A fianco di chi si rivolta nelle “strutture di accoglienza”. I profughi, concentrati in strutture controllate militarmente (in gran parte ex caserme), continuano a rivoltarsi contro i propri aguzzini, ovvero gli enti che gestiscono le nuove tendopoli e i CIE (croce rossa, protezione civile, misericordia…).
A fianco di chi insorge e resiste contro la pacificazione sociale finalizzata al controllo economico e politico del Nord Africa e non solo.
Siamo in tempi di crisi e i padroni non hanno più nulla da offrire: peggioramento delle condizioni di vita, delle condizioni lavorative, minacce ricatti.
Sembrano discorsi astratti, ideologici, lontani dalla vita quotidiana?

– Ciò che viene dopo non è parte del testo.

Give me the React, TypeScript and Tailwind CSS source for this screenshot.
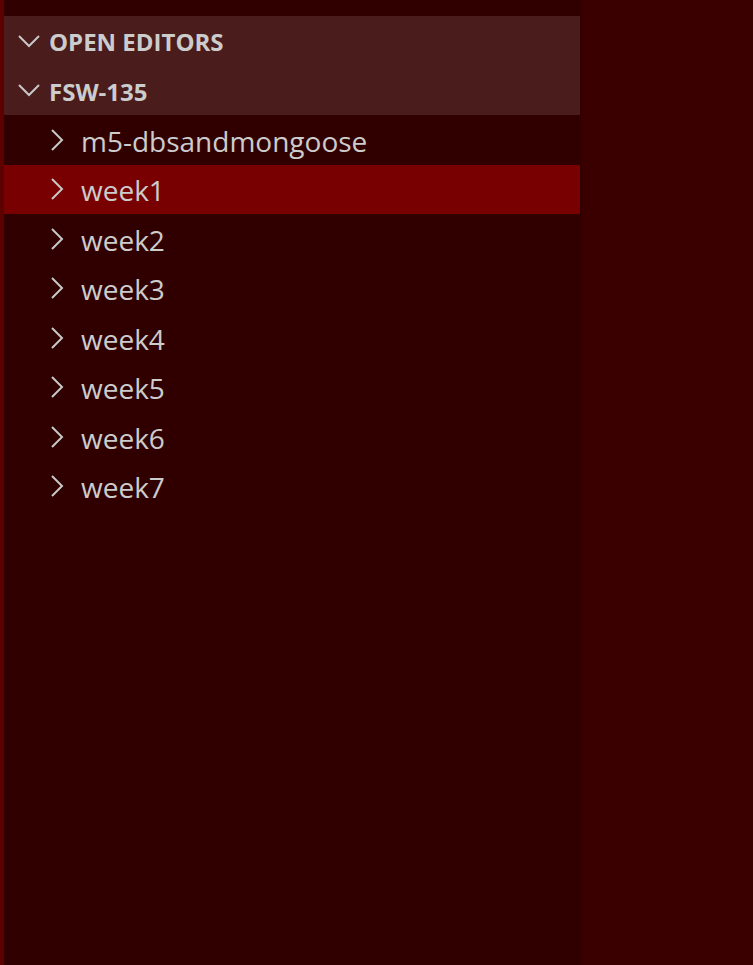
import React from 'react';

const folders = ['m5-dbsandmongoose', 'week1', 'week2', 'week3', 'week4', 'week5', 'week6', 'week7'];

const ChevronDown = () => (
  <svg width="24" height="14" viewBox="0 0 24 14" fill="none" className="shrink-0">
    <path d="M2 2l10 10L22 2" stroke="#c8c8c8" strokeWidth="2" />
  </svg>
);

const ChevronRight = () => (
  <svg width="14" height="24" viewBox="0 0 14 24" fill="none" className="shrink-0">
    <path d="M2 2l10 10L2 22" stroke="#c8c8c8" strokeWidth="2" />
  </svg>
);

export default function App() {
  return (
    <div
      className="flex h-screen w-full overflow-hidden"
      style={{ fontFamily: '"Open Sans", "Noto Sans", "Liberation Sans", sans-serif' }}
    >
      <div className="w-[4px] shrink-0 bg-[#5c0000]" />
      <div className="w-[577px] shrink-0 bg-[#300000] pt-[16px] border-r border-[#2c0000]">
        <div className="bg-[#4a1c1c]">
          <div className="flex h-[49.5px] items-center gap-[8px] pl-[13px] text-[24px] font-bold text-[#cccccc]">
            <ChevronDown />
            <span className="pt-[3px]">OPEN EDITORS</span>
          </div>
          <div className="flex h-[49.5px] items-center gap-[8px] pl-[13px] text-[24px] font-bold text-[#cccccc]">
            <ChevronDown />
            <span className="pt-[3px]">FSW-135</span>
          </div>
        </div>
        <div>
          {folders.map((name) => (
            <div
              key={name}
              className={`flex h-[49.5px] items-center gap-[17px] pl-[46px] text-[28px] text-[#cccccc] ${
                name === 'week1' ? 'bg-[#780000]' : ''
              }`}
            >
              <ChevronRight />
              <span className="pt-[2px]">{name}</span>
            </div>
          ))}
        </div>
      </div>
      <div className="flex-1 bg-[#3a0000]" />
    </div>
  );
}
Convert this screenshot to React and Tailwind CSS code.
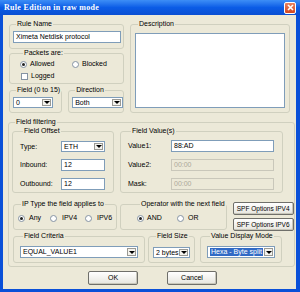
import React from "react";

// small helpers for the XP-style controls
const Group = ({ label, className = "", children }) => (
  <fieldset className={`border border-[#D0D0BF] rounded-[3px] ${className}`}>
    <legend className="ml-[3px] px-[1px] leading-[8px] whitespace-nowrap">{label}</legend>
    {children}
  </fieldset>
);

const Radio = ({ on }) => (
  <span className="w-[7px] h-[7px] rounded-full border border-[#8593A3] bg-white flex items-center justify-center shrink-0">
    {on && <span className="w-[3px] h-[3px] rounded-full bg-[#222]" />}
  </span>
);

const Check = () => (
  <span className="w-[7px] h-[7px] border border-[#8593A3] bg-white shrink-0" />
);

const Arrow = () => (
  <span className="w-0 h-0 border-l-[3px] border-r-[3px] border-t-[3px] border-l-transparent border-r-transparent border-t-black" />
);

const Combo = ({ value, className = "", selected }) => (
  <div className={`flex items-stretch border border-[#7F9DB9] bg-white ${className}`}>
    <div className="flex-1 flex items-center pl-[2px] overflow-hidden whitespace-nowrap">
      {selected ? (
        <span className="bg-[#316AC5] text-white px-[1px] leading-[8px]">{value}</span>
      ) : (
        value
      )}
    </div>
    <div className="w-[9px] m-[1px] ml-0 border border-[#9A9A94] bg-[#F4F3EE] flex items-center justify-center shrink-0">
      <Arrow />
    </div>
  </div>
);

const Input = ({ value, className = "", disabled }) => (
  <div
    className={`flex items-center pl-[2px] border whitespace-nowrap ${
      disabled
        ? "border-[#C9C7BA] bg-[#ECE9D8] text-[#ACA899]"
        : "border-[#7F9DB9] bg-white"
    } ${className}`}
  >
    {value}
  </div>
);

const Button = ({ children, className = "" }) => (
  <button className={`flex items-center justify-center whitespace-nowrap px-0 border border-[#6F6F6A] rounded-[2px] bg-linear-to-b from-white to-[#E6E5DE] shadow-[inset_-1px_-1px_0_#C9C7BA] ${className}`}>
    {children}
  </button>
);

const Row = ({ label, children, w }) => (
  <div className="flex items-center">
    <span className={`${w} shrink-0`}>{label}</span>
    {children}
  </div>
);

export default function App() {
  return (
    <div className="w-[300px] h-[292px] flex flex-col overflow-hidden font-['Liberation_Sans',Arial,sans-serif] text-[7px] leading-[8px] text-black bg-[#0A50D8]">
      {/* title bar */}
      <div className="h-[15px] shrink-0 flex items-center justify-between bg-linear-to-b from-[#3D8EF6] via-[#0B5CE6] to-[#0A4FD2] pl-[4px] pr-[4px]">
        <span className="font-['Liberation_Serif',serif] font-bold text-[8px] text-white tracking-[0.3px]">
          Rule Edition in raw mode
        </span>
        <span className="w-[12px] h-[12px] rounded-[2px] border border-white bg-linear-to-b from-[#E8825F] to-[#D2461E] flex items-center justify-center">
          <svg width="7" height="7" viewBox="0 0 7 7">
            <path d="M1 1L6 6M6 1L1 6" stroke="white" strokeWidth="1.6" />
          </svg>
        </span>
      </div>

      {/* client area */}
      <div className="flex-1 ml-[3px] mr-[4px] mb-[3px] bg-[#ECE9D8] flex flex-col pt-[5px]">
        {/* top section */}
        <div className="flex ml-[6px] gap-[6px]">
          <div className="w-[115px] flex flex-col">
            <Group label="Rule Name" className="h-[29px] pl-[3px] pt-[3px]">
              <Input value="Ximeta Netdisk protocol" className="w-[108px] h-[12px]" />
            </Group>
            <Group label="Packets are:" className="h-[35px] pl-[10px] pt-[3px] flex flex-col gap-[4px]">
              <div className="flex items-center h-[8px]">
                <span className="w-[52px] flex items-center gap-[3px]">
                  <Radio on /> Allowed
                </span>
                <span className="flex items-center gap-[3px]">
                  <Radio /> Blocked
                </span>
              </div>
              <div className="flex items-center h-[8px] gap-[3px] pl-[1px]">
                <Check /> Logged
              </div>
            </Group>
            <div className="flex gap-[6px] mt-[2px]">
              <Group label="Field (0 to 15)" className="w-[49px] h-[27px] pl-[3px] pt-[3px]">
                <Combo value="0" className="w-[40px] h-[11px]" />
              </Group>
              <Group label="Direction" className="w-[60px] h-[27px] pl-[3px] pt-[3px]">
                <Combo value="Both" className="w-[51px] h-[11px]" />
              </Group>
            </div>
          </div>
          <Group label="Description" className="w-[160px] h-[93px] pl-[4px] pt-[5px]">
            <div className="w-[150px] h-[75px] bg-white border border-[#7F9DB9]" />
          </Group>
        </div>

        {/* field filtering */}
        <Group label="Field filtering" className="ml-[5px] mt-[5px] w-[283px] h-[149px] pl-[3px] pt-[1px] flex flex-col">
          <div className="flex gap-[6px]">
            <Group label="Field Offset" className="w-[102px] h-[66px] pl-[7px] pt-[6px] flex flex-col gap-[7px]">
              <Row label="Type:" w="w-[41px]">
                <Combo value="ETH" className="w-[44px] h-[11px]" />
              </Row>
              <Row label="Inbound:" w="w-[41px]">
                <Input value="12" className="w-[44px] h-[12px]" />
              </Row>
              <Row label="Outbound:" w="w-[41px]">
                <Input value="12" className="w-[44px] h-[12px]" />
              </Row>
            </Group>
            <Group label="Field Value(s)" className="w-[163px] h-[66px] pl-[7px] pt-[5px] flex flex-col gap-[7px]">
              <Row label="Value1:" w="w-[43px]">
                <Input value="88:AD" className="w-[103px] h-[12px]" />
              </Row>
              <Row label="Value2:" w="w-[43px]">
                <Input value="00:00" disabled className="w-[103px] h-[12px]" />
              </Row>
              <Row label="Mask:" w="w-[43px]">
                <Input value="00:00" disabled className="w-[103px] h-[12px]" />
              </Row>
            </Group>
          </div>

          <div className="flex mt-[7px] pl-[1px]">
            <Group label="IP Type the field applies to" className="w-[104px] h-[30px] pl-[4px] pt-[6px]">
              <div className="flex items-center h-[8px]">
                <span className="w-[32px] flex items-center gap-[4px]">
                  <Radio on /> Any
                </span>
                <span className="w-[35px] flex items-center gap-[5px]">
                  <Radio /> IPV4
                </span>
                <span className="flex items-center gap-[5px]">
                  <Radio /> IPV6
                </span>
              </div>
            </Group>
            <Group label="Operator with the next field" className="ml-[3px] w-[95px] h-[30px] pl-[16px] pt-[6px]">
              <div className="flex items-center h-[8px]">
                <span className="w-[40px] flex items-center gap-[3px]">
                  <Radio on /> AND
                </span>
                <span className="flex items-center gap-[4px]">
                  <Radio /> OR
                </span>
              </div>
            </Group>
            <div className="ml-[6px] mt-[2px] flex flex-col gap-[3px]">
              <Button className="w-[61px] h-[13px] text-[6.5px]">SPF Options IPV4</Button>
              <Button className="w-[61px] h-[13px] text-[6.5px]">SPF Options IPV6</Button>
            </div>
          </div>

          <div className="flex mt-[1px] pl-[1px]">
            <Group label="Field Criteria" className="w-[132px] h-[31px] pl-[6px] pt-[6px]">
              <Combo value="EQUAL_VALUE1" className="w-[118px] h-[12px]" />
            </Group>
            <Group label="Field Size" className="ml-[3px] w-[47px] h-[31px] pl-[4px] pt-[7px]">
              <Combo value="2 bytes" className="w-[37px] h-[11px]" />
            </Group>
            <Group label="Value Display Mode" className="ml-[5px] w-[82px] h-[31px] pl-[6px] pt-[6px]">
              <Combo value="Hexa - Byte split" selected className="w-[68px] h-[12px]" />
            </Group>
          </div>
        </Group>

        {/* dialog buttons */}
        <div className="flex ml-[85px] mt-[4px] gap-[29px]">
          <Button className="w-[50px] h-[14px]">OK</Button>
          <Button className="w-[50px] h-[14px]">Cancel</Button>
        </div>
      </div>
    </div>
  );
}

Eppure per accorgersi di come sia il mondo in cui viviamo non c’è bisogno di essere dei sovversivi: dalla minaccia nucleare che incombe alla guerra d’occupazione in Libia, sul fronte esterno; dalla militarizzazione imperante alla reclusione dei migranti passando da licenziamenti e sfruttamento, sul fronte interno.
La quotidiana catastrofe della società del profitto viene subita da tutti. I responsabili di tutto questo sono qui. Ci sono nomi precisi dietro gli interessi italiani in Libia (ENI, FINMECCANICA, UNICREDIT).
Restare in silenzio di fronte a questa guerra permanente, portata avanti all’esterno e all’interno, significa esserne complici, collaboratori coscienti ma indifferenti. Perchè quel che succede è sotto gli occhi di tutti. E allora sta a noi organizzarci e metterci in gioco in prima persona.
TERRORISTA È CHI RINCHIUDE NELLE CARCERI E NEI CIE, CHI DEPORTA GLI IMMIGRATI, CHI SFRUTTA I LAVORATORI E DEVASTA IL PIANETA, CHI BOMBARDA PER IL PROPRIO PROFITTO, NON CHI CONTRO TUTTO CIÒ COMBATTE!